I had been deeply hurt (by others but potentially just by myself—by my own insecurities and the stories I told myself). But overall, I had lived a largely sheltered and supported life. I, therefore, didn’t even know the depth of despair one could feel, but yet in that moment, I glimpsed down this deep abyss, fully aware that I had only scathed its surface.
What I felt in that moment (fueled by having just unknowingly experienced a hint of unrequited love) was that life was hard. That I, like almost everyone else on this planet, would experience profound loss and pain. That I (like everyone else) would lose both of my parents at some point in time, and that would be terrifyingly devastating. That I would love (as I just had) and may not have it reciprocated. That I may lose a job or lose all of my savings or worse still, lose direction or meaning. That I may lose a child or not be able to carry one. That I may be left behind and cease to be loved or cared for by someone close to me. That essentially, like I was currently hurting, it was only inevitable that I would hurt more. But also that it wouldn’t just be me, but every other human being. And that was scary.
Why did life have to be so incredibly painful?
The man I was hopelessly infatuated with returned to the room. I had already been vulnerable enough and decided not to share my anxious thoughts. Instead, I curdled up against him, as yet another means to escape. It didn’t work and I spent the rest of the night staring at his ceiling, repeating the words he had said to me in a desperate attempt to counteract the uneasiness I felt. I wanted his words to be true, not what I actually knew and felt about the situation.
A few weeks later, our relationship ended. I had to finally accept that this man was not yet capable of entering a deep and meaningful relationship—something he would finally admit; something I knew all along, and a powerful reminder to trust my intuition.

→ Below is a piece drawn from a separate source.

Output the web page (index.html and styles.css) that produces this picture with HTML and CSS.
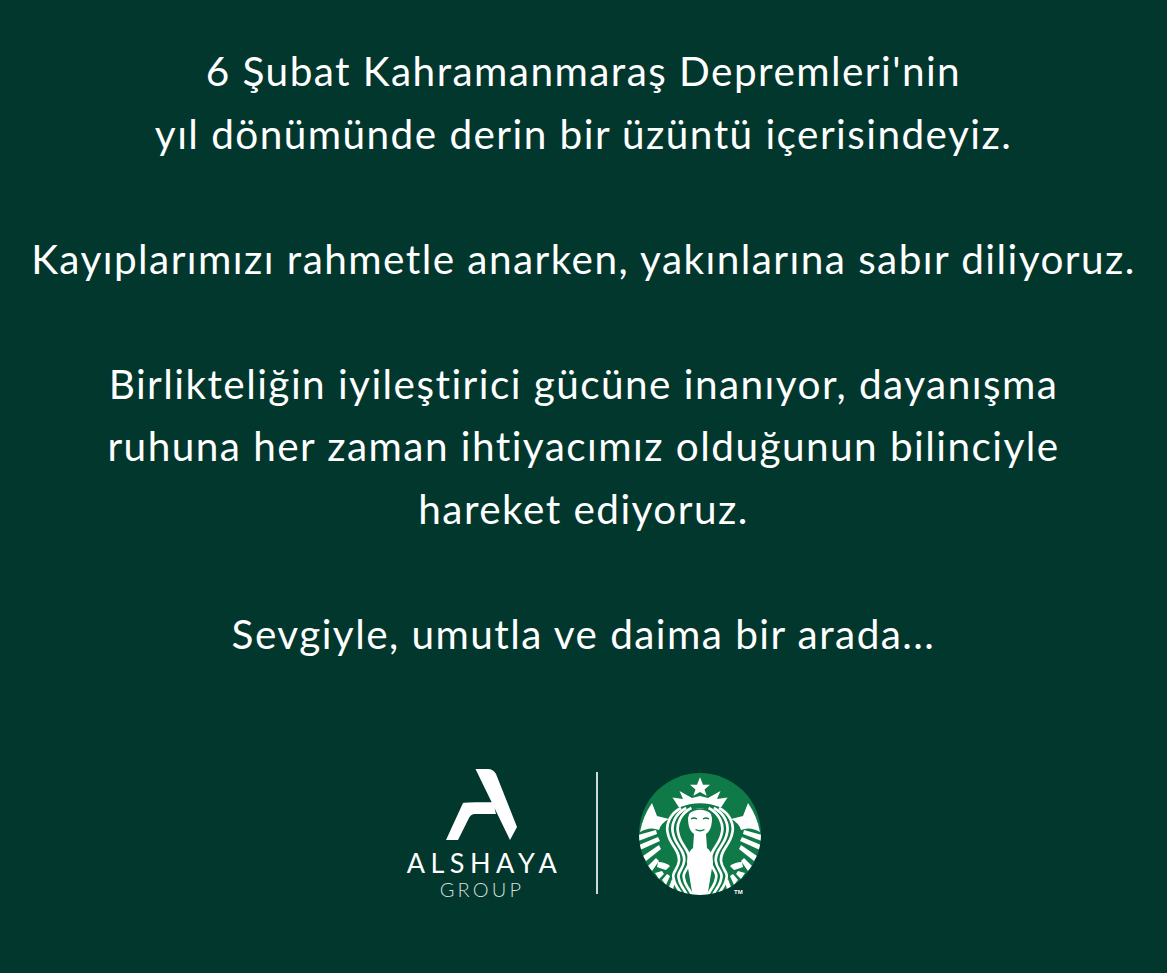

That wasn’t however my biggest lesson from the experience. What actually came to me in a moment of profound clarity was that I had no reason to fear pain (of the kind I had just felt or any other kind). That pain, if viewed differently, was in fact rather beautiful. That life was not actually (or did not have to be) as painful as I thought it was going to be.
As perfectly encapsulated by Alan Watts:
“To remain stable is to refrain from trying to separate yourself from pain because you know that you cannot. Running away from fear is fear, fighting pain is pain, trying to be brave is being scared. If the mind is in pain, the mind is pain. The thinker has no other form than his thought. There is no escape. But so long as you are not aware of the inseparability of thinker and thought, you will try to escape.”
Any experience, then, if not necessarily in the exact moment in which it is taking place, but perhaps in a later moment of clarity, can be beautifully enlightening and transcendent.
What then do we really have to fear?